Most of all, the union provided cash to keep the party afloat. And lots of it. During Corbyn’s leadership the union donated over £20 million to the Labour Party which may not have provided the best return on investment. Other investments by the union have been queried in recent years too. The union stood behind hard-left “news” site Skwawkbox when it libeled moderate Labour MP, Anna Turley which cost Unite members over £2 million. Moreover, its ballooning £98 million investment into a spanking new hotel and conference centre in Birmingham which McCluskey described as “a powerful resource for working people for many years to come” raised eyebrows and could yet come back to haunt the union’s leadership.

The Judean People’s Front vs The People’s Front of Judea

Questions over financial mismanagement and political posturing have become central to the current General Secretary election campaign. In scenes that could have come straight from Monty Python’s ‘Life of Brian’, Sharon Turner, the only woman in the race, occupies one corner of the far left. She is backed by The Socialist Party (formerly, ‘Militant’), ‘Revolutionary Socialism in the 21st Century’ and ‘Socialist Worker’, the in-house organ of the Trotskyist, Socialist Workers Party.

Not to be outdone though is current Assistant General Secretary, Steve Turner. A former member of Militant in the 1980s, he is now backed by The Communist Party of Britain (who are orthodox Marxist-Leninists, so despise Trotskyists). Turner narrowly won the primary election by three votes to be the candidate of the ‘United Left’ faction against fellow Assistant General Secretary, Howard Beckett who, if anything, is even more hardline. In a show of unity, Beckett challenged the result and initially refused to stand down in favour of Turner, only subsequently doing so following some behind the scenes arm twisting as they belatedly recognised the threat of splitting the far-left vote three ways in a first-past-the-post election.

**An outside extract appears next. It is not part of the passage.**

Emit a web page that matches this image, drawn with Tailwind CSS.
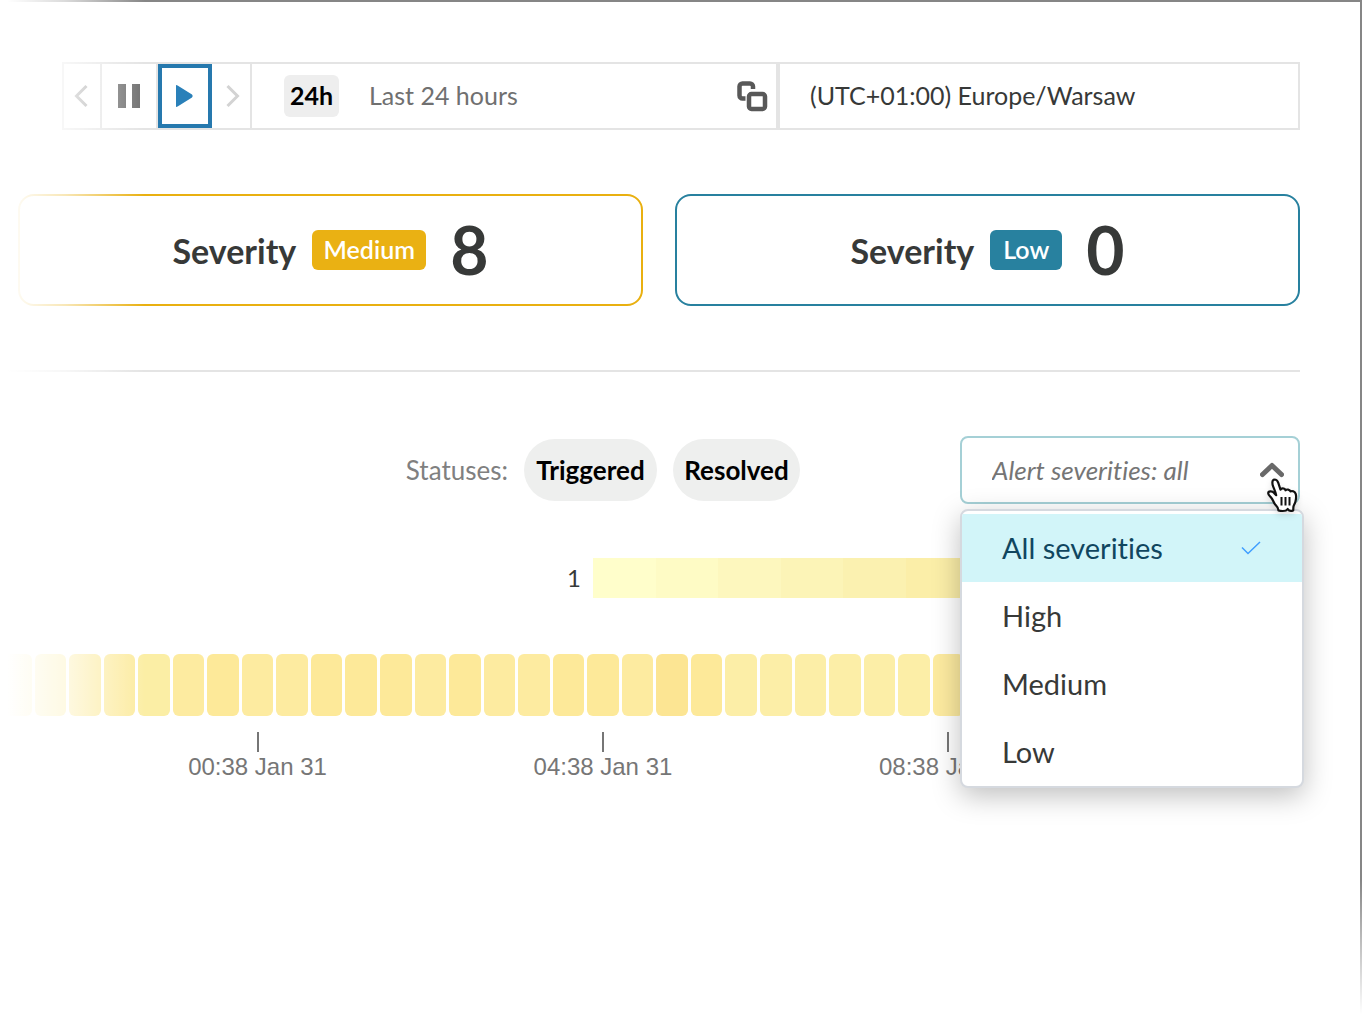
<!DOCTYPE html>
<html lang="en">
<head>
<meta charset="utf-8">
<meta name="viewport" content="width=device-width, initial-scale=1">
<title>Alerts</title>
<script src="https://cdn.jsdelivr.net/npm/@tailwindcss/browser@4"></script>
</head>
<body class="bg-white">
<div class="relative overflow-hidden">
<main class="min-h-screen border-t-2 border-r-2 border-[#868686] bg-white pt-[60px] pr-[60px] font-[Lato,sans-serif] text-[#373938] [font-variant-ligatures:none]">

  <!-- Time range toolbar -->
  <div class="ml-[62px] flex h-[68px] border-2 border-[#e4e4e4] text-[25px]">
    <button type="button" aria-label="Previous" class="flex w-[38px] items-center justify-center border-r-2 border-[#e4e4e4] pr-0.5">
      <svg width="14" height="24" viewBox="0 0 14 24" fill="none" stroke="#aaaaaa" stroke-width="3"><path d="M12.500 2 2.500 12l10 10"/></svg>
    </button>
    <button type="button" aria-label="Pause" class="flex w-14 items-center justify-center border-r-2 border-[#e4e4e4]">
      <svg width="22" height="24" viewBox="0 0 22 24" fill="#707070"><path d="M0 0h8v24H0zM14 0h8v24h-8z"/></svg>
    </button>
    <button type="button" aria-label="Play" class="flex w-[54px] items-center justify-center border-4 border-[#2679ae]">
      <svg width="20" height="22" viewBox="0 0 20 22" fill="#2a80b9"><path d="M1 0q1 0 2 .7L17 9.500q1.500 1.500 0 3L3 21.300q-1 .7-2 .7z"/></svg>
    </button>
    <button type="button" aria-label="Next" class="flex w-10 items-center justify-center border-r-2 border-[#e4e4e4] pl-1">
      <svg width="14" height="24" viewBox="0 0 14 24" fill="none" stroke="#d3d3d3" stroke-width="3"><path d="m1.500 2 10 10-10 10"/></svg>
    </button>
    <button type="button" class="flex flex-1 items-center pr-2 pl-8 text-left text-[#707070]">
      <span class="flex h-[42px] w-[55px] items-center justify-center rounded-md bg-[#eee] font-bold text-black">24h</span>
      <span class="ml-[30px] flex-1">Last 24 hours</span>
      <svg width="32" height="32" viewBox="0 0 32 32" fill="none" stroke="#585858" stroke-width="4.500"><path d="M9.500 18.500H6.500a3 3 0 0 1-3-3V6.500a3 3 0 0 1 3-3H14a3 3 0 0 1 3 3V9"/><rect x="13" y="14" width="16" height="15" rx="2.500"/></svg>
    </button>
    <select aria-label="Time zone" class="w-[522px] appearance-none border-l-4 border-[#e4e4e4] bg-white pl-[30px]">
      <option>(UTC+01:00) Europe/Warsaw</option>
    </select>
  </div>

  <!-- Alert counts -->
  <div class="mt-16 ml-[18px] flex gap-8">
    <section class="flex h-28 flex-1 items-center justify-center rounded-2xl border-2 border-[#e9b010]">
      <h2 class="text-[34px] font-bold">Severity</h2>
      <span class="ml-4 flex h-10 w-[114px] items-center justify-center rounded-md bg-[#eab113] text-[25px] font-semibold text-white">Medium</span>
      <strong class="ml-6 text-[66px] leading-none">8</strong>
    </section>
    <section class="flex h-28 flex-1 items-center justify-center rounded-2xl border-2 border-[#28819f]">
      <h2 class="text-[34px] font-bold">Severity</h2>
      <span class="ml-4 flex h-10 w-[72px] items-center justify-center rounded-md bg-[#28819f] text-[25px] font-semibold text-white">Low</span>
      <strong class="ml-6 text-[66px] leading-none">0</strong>
    </section>
  </div>

  <hr class="mt-16 border-t-2 border-[#e4e4e4]">

  <!-- Filters -->
  <div class="mt-16 flex items-center justify-end text-[26px]">
    <span class="mr-4 text-[#808080]">Statuses:</span>
    <button type="button" class="mr-4 h-[62px] w-[133px] rounded-full bg-[#eeefee] font-bold text-black">Triggered</button>
    <button type="button" class="mr-40 h-[62px] w-[127px] rounded-full bg-[#eeefee] font-bold text-black">Resolved</button>
    <div class="relative z-20 w-[340px]">
      <select aria-label="Alert severities" class="block h-[68px] w-full appearance-none rounded-lg border-2 border-[#a5d0d6] bg-white pl-[30px] text-[#757575] italic">
        <option>Alert severities: all</option>
      </select>
      <svg class="pointer-events-none absolute top-[25px] right-4" width="24" height="18" viewBox="0 0 24 18" fill="none" stroke="#696969" stroke-width="5" stroke-linecap="round" stroke-linejoin="round"><path d="M2.500 13.500 12 4.500l9.500 9"/></svg>
      <ul role="listbox" aria-label="Severity" class="absolute top-[73px] -right-1 left-0 overflow-hidden rounded-lg border-2 border-[#d5d9df] bg-white pt-[3px] text-[29px] shadow-[0_8px_28px_rgba(0,0,0,0.25)]">
        <li role="option" aria-selected="true" class="flex h-17 items-center justify-between bg-[#d2f5f9] pr-[41px] pl-10 text-[#10465f]">All severities
          <svg width="20" height="14" viewBox="0 0 20 14" fill="none" stroke="#409eff" stroke-width="1.500"><path d="m1 6.500 6 6L19 1"/></svg>
        </li>
        <li role="option" aria-selected="false" class="flex h-17 items-center pl-10">High</li>
        <li role="option" aria-selected="false" class="flex h-17 items-center pl-10">Medium</li>
        <li role="option" aria-selected="false" class="flex h-17 items-center pl-10">Low</li>
      </ul>
      <!-- Pointer -->
      <svg class="pointer-events-none absolute top-[41px] right-px drop-shadow-md" width="34" height="38" viewBox="0 0 34 38"><path d="M9.500 2.500c2 0 3 1.200 3.700 3.200l2.300 7c.3-1.600 4.400-1.900 5 .6 1-1.300 4.400-1 5 1.200 1.300-1 4.300-.2 5.200 2.300.8 2.500.4 5.200-.3 8-.5 2-1.800 3.500-2 5.200l-.2 3.500c-1.800.7-4.200.6-5.500-1.500-1.300 2-2.300 2-5 2-2 0-3.500-.3-4.300-.6.2-2.500-1.500-4-3.200-5.800-1.700-2-2-4.500-3.700-6.600-1.500-2-3.300-3-3.300-4.700 0-2.300 3.800-2.800 6-.2l2 2c-.6-3-1.800-5.500-3-8.500-.8-2-1.800-6.800 1.300-7.100z" fill="#fff" stroke="#111" stroke-width="2.200" stroke-linejoin="round"/><path d="M16.500 20v8.500M20.500 20v8.500M24.500 20v8.500" stroke="#111" stroke-width="2"/></svg>
    </div>
  </div>

  <!-- Colour scale -->
  <div class="mt-[54px] flex items-center justify-end pr-[82px] text-2xl">
    <span class="mr-3">1</span>
    <div class="flex h-10 w-[625px] *:flex-1">
      <i class="bg-[#fffecb]"></i><i class="bg-[#fefbc5]"></i><i class="bg-[#fdf7be]"></i><i class="bg-[#fcf4b7]"></i><i class="bg-[#fbf1b0]"></i><i class="bg-[#fbeea8]"></i><i class="bg-[#faeba0]"></i><i class="bg-[#fae898]"></i><i class="bg-[#f9e590]"></i><i class="bg-[#f9e288]"></i>
    </div>
  </div>

  <!-- Timeline -->
  <div class="mt-14 mr-[25px]">
    <div class="flex h-[62px] gap-[3px] *:flex-1 *:rounded-md">
      <i class="bg-[#fceea5]"></i><i class="bg-[#fceea5]"></i><i class="bg-[#fceba0]"></i><i class="bg-[#fceba0]"></i><i class="bg-[#fbeea5]"></i><i class="bg-[#fdeba0]"></i><i class="bg-[#fde999]"></i><i class="bg-[#fdeba0]"></i><i class="bg-[#fdeba0]"></i><i class="bg-[#fde999]"></i><i class="bg-[#fde999]"></i><i class="bg-[#fde999]"></i><i class="bg-[#fdeba0]"></i><i class="bg-[#fde999]"></i><i class="bg-[#fdeba0]"></i><i class="bg-[#fdeba0]"></i><i class="bg-[#fde999]"></i><i class="bg-[#fde999]"></i><i class="bg-[#fdeba0]"></i><i class="bg-[#fce593]"></i><i class="bg-[#fde999]"></i><i class="bg-[#fceea7]"></i><i class="bg-[#fceea7]"></i><i class="bg-[#fceea7]"></i><i class="bg-[#fceea7]"></i><i class="bg-[#fceea7]"></i><i class="bg-[#fceea7]"></i><i class="bg-[#fdeba0]"></i><i class="bg-[#fdeba0]"></i><i class="bg-[#fdeba0]"></i><i class="bg-[#fdeba0]"></i><i class="bg-[#fdeba0]"></i><i class="bg-[#fdeba0]"></i><i class="bg-[#fdeba0]"></i><i class="bg-[#fdeba0]"></i><i class="bg-[#fdeba0]"></i><i class="bg-[#fdeba0]"></i>
    </div>
    <div class="mt-4 grid grid-cols-37 gap-[3px] font-['Liberation_Sans',sans-serif] text-2xl text-[#767676]">
      <div class="col-span-9 col-start-4 flex flex-col items-center"><span class="h-5 w-0.5 bg-[#767676]"></span><time class="leading-[30px]">00:38 Jan 31</time></div>
      <div class="col-span-9 col-start-14 flex flex-col items-center"><span class="h-5 w-0.5 bg-[#767676]"></span><time class="leading-[30px]">04:38 Jan 31</time></div>
      <div class="col-span-9 col-start-24 flex flex-col items-center"><span class="h-5 w-0.5 bg-[#767676]"></span><time class="leading-[30px]">08:38 Jan 31</time></div>
    </div>
  </div>
</main>

<!-- Edge fades, drawn over the frame as well -->
<div class="pointer-events-none absolute inset-y-0 left-0 z-10 w-[145px] bg-linear-to-r from-white from-5% via-white/70 via-45% to-transparent"></div>
<div class="pointer-events-none absolute inset-x-0 bottom-0 z-10 h-[146px] bg-linear-to-t from-white from-8% to-transparent"></div>
</div>
</body>
</html>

Turner, who has described Unite’s new hotel and conference centre as “world class” (which it ought to be given the cost) is also backing investment by Unite in, err, a new television station, Unite TV to circumvent the “biased mainstream” media. The channel will be broadcast 24/7, with additional live streaming from hot spots around the world, and with a television studio in each of the union’s twelve regions and nations. This is not a drill, folks.

An answer to Keir’s prayers?

The final candidate remaining in the race is Gerard Coyne, but only just. He scraped onto the ballot after the union increased the number of workplace nominations required from 50 to 150, widely perceived as an attempt to prevent Coyne from making it through. Coyne came surprisingly close to beating McCluskey in the last General Secretary election in 2017 which he lost by just 45% to 41%.

Depending on how you view it, Coyne is seen as a moderate who backs Keir Starmer or a raving rightwinger who writes for “The S*n”. He has demanded an independent audit into the hotel and conference centre debacle, would scrap the nonsense TV project and has vowed to concentrate on jobs, pay and conditions for union members, not being a “backseat driver of the Labour Party”. His hopes rest on motivating ordinary union members that wouldn’t normally vote, rather than it being confined to traditionally more leftwing union activists – given that a derisory 12% of members voted last time, there is plenty of scope for bettering it this time.

The one person who has kept silent in all of this is Keir Starmer, and rightly so. In public, he says it’s simply a matter for Unite members, but be in no doubt that privately he is praying for a Coyne victory. With the second and third biggest unions, Unison and the GMB both recently electing moderate candidates as General Secretaries, he will be hoping that Unite completes the triumvirate. If so, 42.5% of the vote at party conferences will be in their three hands. With constituency Labour parties also swinging heavily towards the centre this year, Starmer will have a clear road to push through significant party reforms to return it to electability. If not, the wilderness years may stretch long into the future. The choice could not be more stark.